O modelo explicava bastante bem a estrutura do átomo mais simples, o hidrogénio, que tem apenas um electrão em órbita à volta do núcleo. Mas continuava a não ser claro como aplicá-lo a átomos mais complicados. Além disso, a ideia de um conjunto limitado de órbitas permitidas parecia muito arbitrária. A nova teoria da mecânica quântica resolveu esta dificuldade. Revelou que um electrão em órbita à volta do núcleo podia ser considerado como uma onda, com um comprimento que dependia da sua velocidade. O comprimento de certas órbitas corresponderia a um número inteiro (em oposição a um número fraccionário) de comprimentos de onda do electrão. Para estas órbitas, a crista da onda estaria na mesma posição em cada volta, de modo que as ondas se adicionariam: corresponderiam às órbitas permitidas de Bohr.
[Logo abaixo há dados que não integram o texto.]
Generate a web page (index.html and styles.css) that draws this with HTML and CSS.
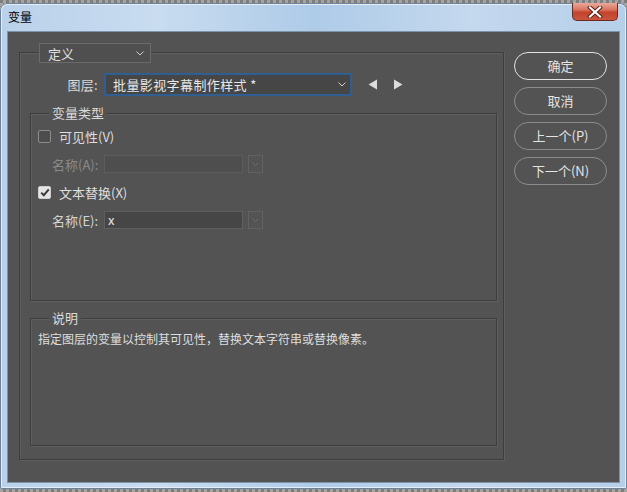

Contudo, para órbitas cujos comprimentos não eram um número inteiro de comprimentos de onda, cada crista seria eventualmente anulada por uma cava quando os electrões dessem a volta; essas órbitas não seriam permitidas.
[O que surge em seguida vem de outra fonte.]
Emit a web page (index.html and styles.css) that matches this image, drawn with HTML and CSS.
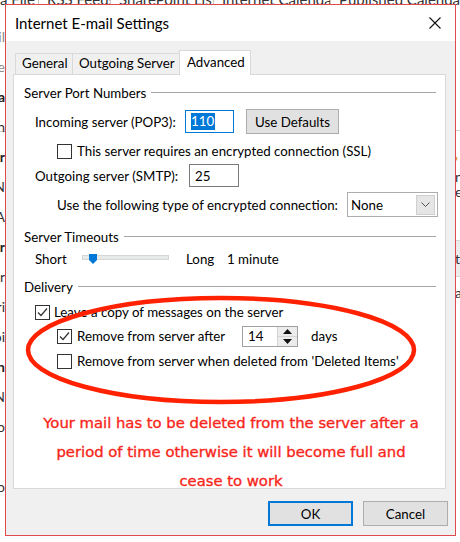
FILE: index.html
```html
<!DOCTYPE html>
<html>
<head>
<meta charset="utf-8">
<title>Internet E-mail Settings</title>
<link rel="stylesheet" href="styles.css">
</head>
<body>
<div class="screen">
  <div class="backdrop">
    <div class="ribbon">
      <span class="rtab rt1">a File</span>
      <span class="rtab rt2">RSS Feeds</span>
      <span class="rtab rt3">SharePoint Lists</span>
      <span class="rtab rt4">Internet Calendars</span>
      <span class="rtab rt5">Published Calendars</span>
    </div>
    <div class="sides">
      <div class="side left">
        <div class="ln dim">Fil</div>
        <div class="ln dim">e</div>
        <div class="ln b">Data</div>
        <div class="ln">In</div>
        <div class="ln b">Per</div>
        <div class="ln">N</div>
        <div class="ln">A</div>
        <div class="ln b">Sur</div>
        <div class="ln">Mar</div>
        <div class="ln">Pri</div>
        <div class="ln">Poi</div>
        <div class="ln b">Con</div>
        <div class="ln">N</div>
        <div class="ln">Pro</div>
        <div class="ln">&nbsp;</div>
        <div class="ln">Po</div>
      </div>
      <div class="side right">
        <div class="rl orange">'</div>
        <div class="rl">n</div>
        <div class="rl">e</div>
        <div class="rbox">t</div>
        <div class="rl">a</div>
      </div>
    </div>
  </div>

  <div class="dialog">
    <div class="titlebar">
      <span class="title">Internet E-mail Settings</span>
      <svg class="close" width="12" height="12" viewBox="0 0 12 12"><path d="M0.5 0.5 L11.5 11.5 M11.5 0.5 L0.5 11.5" stroke="#111" stroke-width="1.1" fill="none"/></svg>
    </div>
    <div class="tabs">
      <div class="tab t-gen">General</div>
      <div class="tab t-out">Outgoing Server</div>
      <div class="tab t-adv active">Advanced</div>
    </div>
    <div class="panel">
      <div class="grp g1">Server Port Numbers</div>

      <div class="row r-in">
        <span class="lbl lbl-in">Incoming server (POP3):</span>
        <span class="txt txt-in"><span class="hl">110</span></span>
        <span class="btn btn-def">Use Defaults</span>
      </div>

      <div class="row r-ssl">
        <span class="cb"></span>
        <span class="lbl">This server requires an encrypted connection (SSL)</span>
      </div>

      <div class="row r-out">
        <span class="lbl lbl-out">Outgoing server (SMTP):</span>
        <span class="txt txt-out">25</span>
      </div>

      <div class="row r-enc">
        <span class="lbl lbl-enc">Use the following type of encrypted connection:</span>
        <span class="select">
          <span class="sel-val">None</span>
          <span class="sel-btn"><svg width="9" height="5" viewBox="0 0 9 5"><polyline points="0.5,0.5 4.5,4.5 8.5,0.5" fill="none" stroke="#555" stroke-width="1"/></svg></span>
        </span>
      </div>

      <div class="grp g2">Server Timeouts</div>

      <div class="row r-slide">
        <span class="lbl lbl-short">Short</span>
        <span class="track"><svg class="thumb" width="8" height="10" viewBox="0 0 8 10"><polygon points="0,0 8,0 8,6 4,10 0,6" fill="#0078d7"/></svg></span>
        <span class="lbl lbl-long">Long</span>
        <span class="lbl">1 minute</span>
      </div>

      <div class="grp g3">Delivery</div>

      <div class="row r-leave">
        <span class="cb checked"><svg width="13" height="13" viewBox="0 0 13 13"><polyline points="2,6.5 5,9.5 11,2.5" fill="none" stroke="#333" stroke-width="1.2"/></svg></span>
        <span class="lbl">Leave a copy of messages on the server</span>
      </div>

      <div class="row r-rem">
        <span class="cb checked"><svg width="13" height="13" viewBox="0 0 13 13"><polyline points="2,6.5 5,9.5 11,2.5" fill="none" stroke="#333" stroke-width="1.2"/></svg></span>
        <span class="lbl lbl-rem">Remove from server after</span>
        <span class="spin">
          <span class="spin-val">14</span>
          <span class="spin-btns">
            <span class="spin-up"><svg width="9" height="5" viewBox="0 0 9 5"><polygon points="0,5 4.5,0 9,5" fill="#111"/></svg></span>
            <span class="spin-dn"><svg width="9" height="5" viewBox="0 0 9 5"><polygon points="0,0 9,0 4.5,5" fill="#111"/></svg></span>
          </span>
        </span>
        <span class="lbl">days</span>
      </div>

      <div class="row r-del">
        <span class="cb"></span>
        <span class="lbl">Remove from server when deleted from 'Deleted Items'</span>
      </div>

      <div class="note">
        <div>Your mail has to be deleted from the server after a</div>
        <div>period of time otherwise it will become full and</div>
        <div>cease to work</div>
      </div>
    </div>
    <div class="footer">
      <span class="btn btn-ok">OK</span>
      <span class="btn btn-cancel">Cancel</span>
    </div>
  </div>

  <svg class="ring" width="392" height="110" viewBox="0 0 392 110">
    <ellipse cx="196" cy="55" rx="193" ry="52" fill="none" stroke="#ff2100" stroke-width="4.5"/>
  </svg>
</div>
</body>
</html>
```

FILE: styles.css
```css
body {
  margin: 0;
  background: #fff;
  font-family: "Lato", "Open Sans", sans-serif;
}

.screen {
  position: relative;
  width: 460px;
  height: 542px;
  overflow: hidden;
  background: #fff;
  color: #000;
}

/* ---------- backdrop (Outlook behind the dialog) ---------- */
.ribbon {
  display: flex;
  align-items: flex-end;
  height: 6px;
  overflow: hidden;
  font-size: 15px;
  color: #333;
}
.rtab {
  flex: none;
  box-sizing: border-box;
  white-space: nowrap;
  line-height: 14px;
  height: 14px;
  border-right: 1px solid #c8c8c8;
  padding-left: 8px;
  overflow: hidden;
}
.rt1 { width: 39px; padding-left: 0; }
.rt2 { width: 72px; }
.rt3 { width: 103px; }
.rt4 { width: 117px; }
.rt5 { width: 150px; }

.sides {
  display: flex;
  justify-content: space-between;
  height: 536px;
}
.side {
  width: 5px;
  overflow: hidden;
  display: flex;
  flex-direction: column;
  font-size: 14px;
  color: #333;
  white-space: nowrap;
}
.side.left {
  align-items: flex-end;
  padding-top: 16px;
  background: linear-gradient(#cfcfcf, #cfcfcf) 0 125px / 100% 1px no-repeat;
}
.ln { line-height: 30px; height: 30px; }
.ln.dim { color: #8a8a8a; }
.ln.b { font-weight: 700; color: #222; }

.side.right {
  align-items: flex-start;
  padding-top: 148px;
  background: linear-gradient(#cfcfcf, #cfcfcf) 0 124px / 100% 1px no-repeat;
}
.rl { line-height: 15px; height: 15px; }
.rl.orange { color: #e39a2a; font-weight: 700; }
.rbox {
  margin-top: 41px;
  height: 35px;
  width: 20px;
  line-height: 35px;
  background: #ececec;
  border-top: 1px solid #d6d6d6;
  border-bottom: 1px solid #d6d6d6;
  margin-bottom: 8px;
}

/* ---------- dialog ---------- */
.dialog {
  position: absolute;
  left: 5px;
  top: 4px;
  width: 451px;
  height: 532px;
  box-sizing: border-box;
  border: 1px solid #e04a4c;
  background: #f0f0f0;
  display: flex;
  flex-direction: column;
}

.titlebar {
  flex: none;
  height: 36px;
  background: #fff;
  display: flex;
  align-items: center;
  justify-content: space-between;
  padding: 0 14px 0 9px;
}
.title {
  font-size: 15px;
  color: #000;
}
.close { display: block; }

.tabs {
  flex: none;
  display: flex;
  align-items: flex-end;
  height: 24px;
  margin-top: 9px;
  padding-left: 9px;
  position: relative;
  z-index: 1;
}
.tab {
  box-sizing: border-box;
  height: 21px;
  border: 1px solid #d9d9d9;
  border-bottom: none;
  background: #f0f0f0;
  font-size: 13.3px;
  line-height: 19px;
  padding-left: 6px;
  white-space: nowrap;
}
.t-gen { width: 58px; }
.t-out { width: 108px; margin-left: -1px; }
.t-adv { width: 72px; margin-left: -1px; }
.tab.active {
  height: 25px;
  margin-bottom: -1px;
  background: #fff;
  line-height: 22px;
  padding-left: 7px;
}

.panel {
  flex: none;
  margin-left: 7px;
  width: 433px;
  height: 415px;
  box-sizing: border-box;
  border: 1px solid #d9d9d9;
  background: #fff;
  padding: 8px 9px 0 10px;
  font-size: 13.3px;
}

.grp {
  display: flex;
  align-items: center;
  height: 20px;
  white-space: nowrap;
}
.grp::after {
  content: "";
  flex: 1;
  height: 1px;
  background: #a6a6a6;
  margin-left: 5px;
  margin-top: -2px;
}
.g2 { margin-top: 10px; }
.g3 { margin-top: 8px; }

.row {
  display: flex;
  align-items: center;
  white-space: nowrap;
}
.lbl { flex: none; }

.r-in { margin-top: 5px; height: 27px; padding-left: 11px; }
.lbl-in { width: 150px; }
.txt {
  flex: none;
  box-sizing: border-box;
  height: 23px;
  border: 1px solid #7a7a7a;
  background: #fff;
  display: flex;
  align-items: center;
  padding-left: 5px;
}
.txt-in { width: 49px; border-color: #0078d7; }
.hl {
  background: #0078d7;
  color: #fff;
  line-height: 17px;
  padding: 0 1px 0 0;
}
.btn {
  flex: none;
  box-sizing: border-box;
  height: 25px;
  border: 1px solid #adadad;
  background: #e1e1e1;
  display: flex;
  align-items: center;
  justify-content: center;
  font-size: 13.3px;
}
.btn-def { width: 93px; margin-left: 12px; }

.r-ssl { margin-top: 6px; height: 20px; padding-left: 33px; }
.cb {
  flex: none;
  box-sizing: border-box;
  width: 15px;
  height: 15px;
  border: 1px solid #333;
  background: #fff;
  margin-right: 5px;
  display: flex;
  align-items: center;
  justify-content: center;
}
.cb svg { display: block; }

.r-out { margin-top: 2px; height: 25px; padding-left: 11px; }
.lbl-out { width: 154px; }
.txt-out { width: 50px; }

.r-enc { margin-top: 4px; height: 25px; padding-left: 33px; }
.lbl-enc { width: 290px; }
.select {
  flex: none;
  box-sizing: border-box;
  width: 91px;
  height: 25px;
  border: 1px solid #adadad;
  background: #fff;
  display: flex;
  align-items: center;
  justify-content: space-between;
  padding: 0 2px 0 3px;
}
.sel-btn {
  box-sizing: border-box;
  width: 19px;
  height: 20px;
  background: #e5e5e5;
  border: 1px solid #cfcfcf;
  display: flex;
  align-items: center;
  justify-content: center;
}
.sel-btn svg { display: block; }

.r-slide { margin-top: 2px; height: 20px; padding-left: 11px; }
.lbl-short { width: 47px; }
.track {
  flex: none;
  position: relative;
  align-self: flex-start;
  margin-top: 6px;
  box-sizing: border-box;
  width: 87px;
  height: 5px;
  background: #e7eaea;
  border: 1px solid #d6d6d6;
  margin-right: 17px;
}
.thumb {
  position: absolute;
  left: 6px;
  top: -2px;
  display: block;
}
.lbl-long { width: 41px; }

.r-leave { margin-top: 5px; height: 20px; padding-left: 11px; }
.r-leave .cb { margin-right: 4px; }

.r-rem { margin-top: 4px; height: 20px; padding-left: 33px; }
.lbl-rem { width: 165px; }
.spin {
  flex: none;
  box-sizing: border-box;
  width: 56px;
  height: 21px;
  border: 1px solid #a0a0a0;
  background: #fff;
  display: flex;
  align-items: stretch;
  margin-right: 13px;
}
.spin-val {
  padding-left: 5px;
  display: flex;
  align-items: center;
}
.spin-btns {
  margin-left: auto;
  width: 19px;
  display: flex;
  flex-direction: column;
  border-left: 1px solid #d4d4d4;
  background: #ececec;
}
.spin-up, .spin-dn {
  flex: 1;
  display: flex;
  align-items: center;
  justify-content: center;
}
.spin-up { border-bottom: 1px solid #d4d4d4; }
.spin-btns svg { display: block; }

.r-del { margin-top: 5px; height: 20px; padding-left: 33px; }

.note {
  margin-top: 37px;
  padding-left: 2px;
  text-align: center;
  color: #f8261a;
  font-family: "DejaVu Sans", "Verdana", sans-serif;
  font-size: 14.8px;
  -webkit-text-stroke: 0.35px #f8261a;
  line-height: 29px;
  white-space: nowrap;
}

.footer {
  flex: none;
  display: flex;
  justify-content: flex-end;
  gap: 10px;
  padding: 12px 7px 0 0;
}
.btn-ok {
  width: 85px;
  border: 2px solid #0078d7;
}
.btn-cancel { width: 85px; }

.ring {
  position: absolute;
  left: 25px;
  top: 295px;
  display: block;
}
```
Uma boa maneira de visualizar a dualidade onda/partícula é a chamada soma sobre histórias apresentada pelo cientista americano Richard Feynman. Nesta apresentação do problema, a partícula não tem uma única história ou trajectória no espaço-tempo, como teria numa teoria clássica não quântica. Em vez disso, deverá ir de A para B :, por todas as trajectórias possíveis. A cada trajectória estão associados dois números: um representa o tamanho da onda (4) e o outro a sua fase (ou seja, se se trata de uma crista ou de uma cava). A probabilidade de ir de A para B encontra-se somando as ondas para todas as trajectórias. Em geral, se compararmos um conjunto de trajectórias vizinhas, as fases ou posições no ciclo apresentarão grandes diferenças. Isto significa que as ondas associadas a essas trajectórias se anulam umas às outras quase exactamente. Contudo, para alguns conjuntos de trajectórias vizinhas, a fase não varia muito entre elas. As ondas para estas trajectórias não se anulam. São essas as trajectórias que correspondem às órbitas permitidas de Bohr.
(4) O comprimento de onda (*N. do R.*).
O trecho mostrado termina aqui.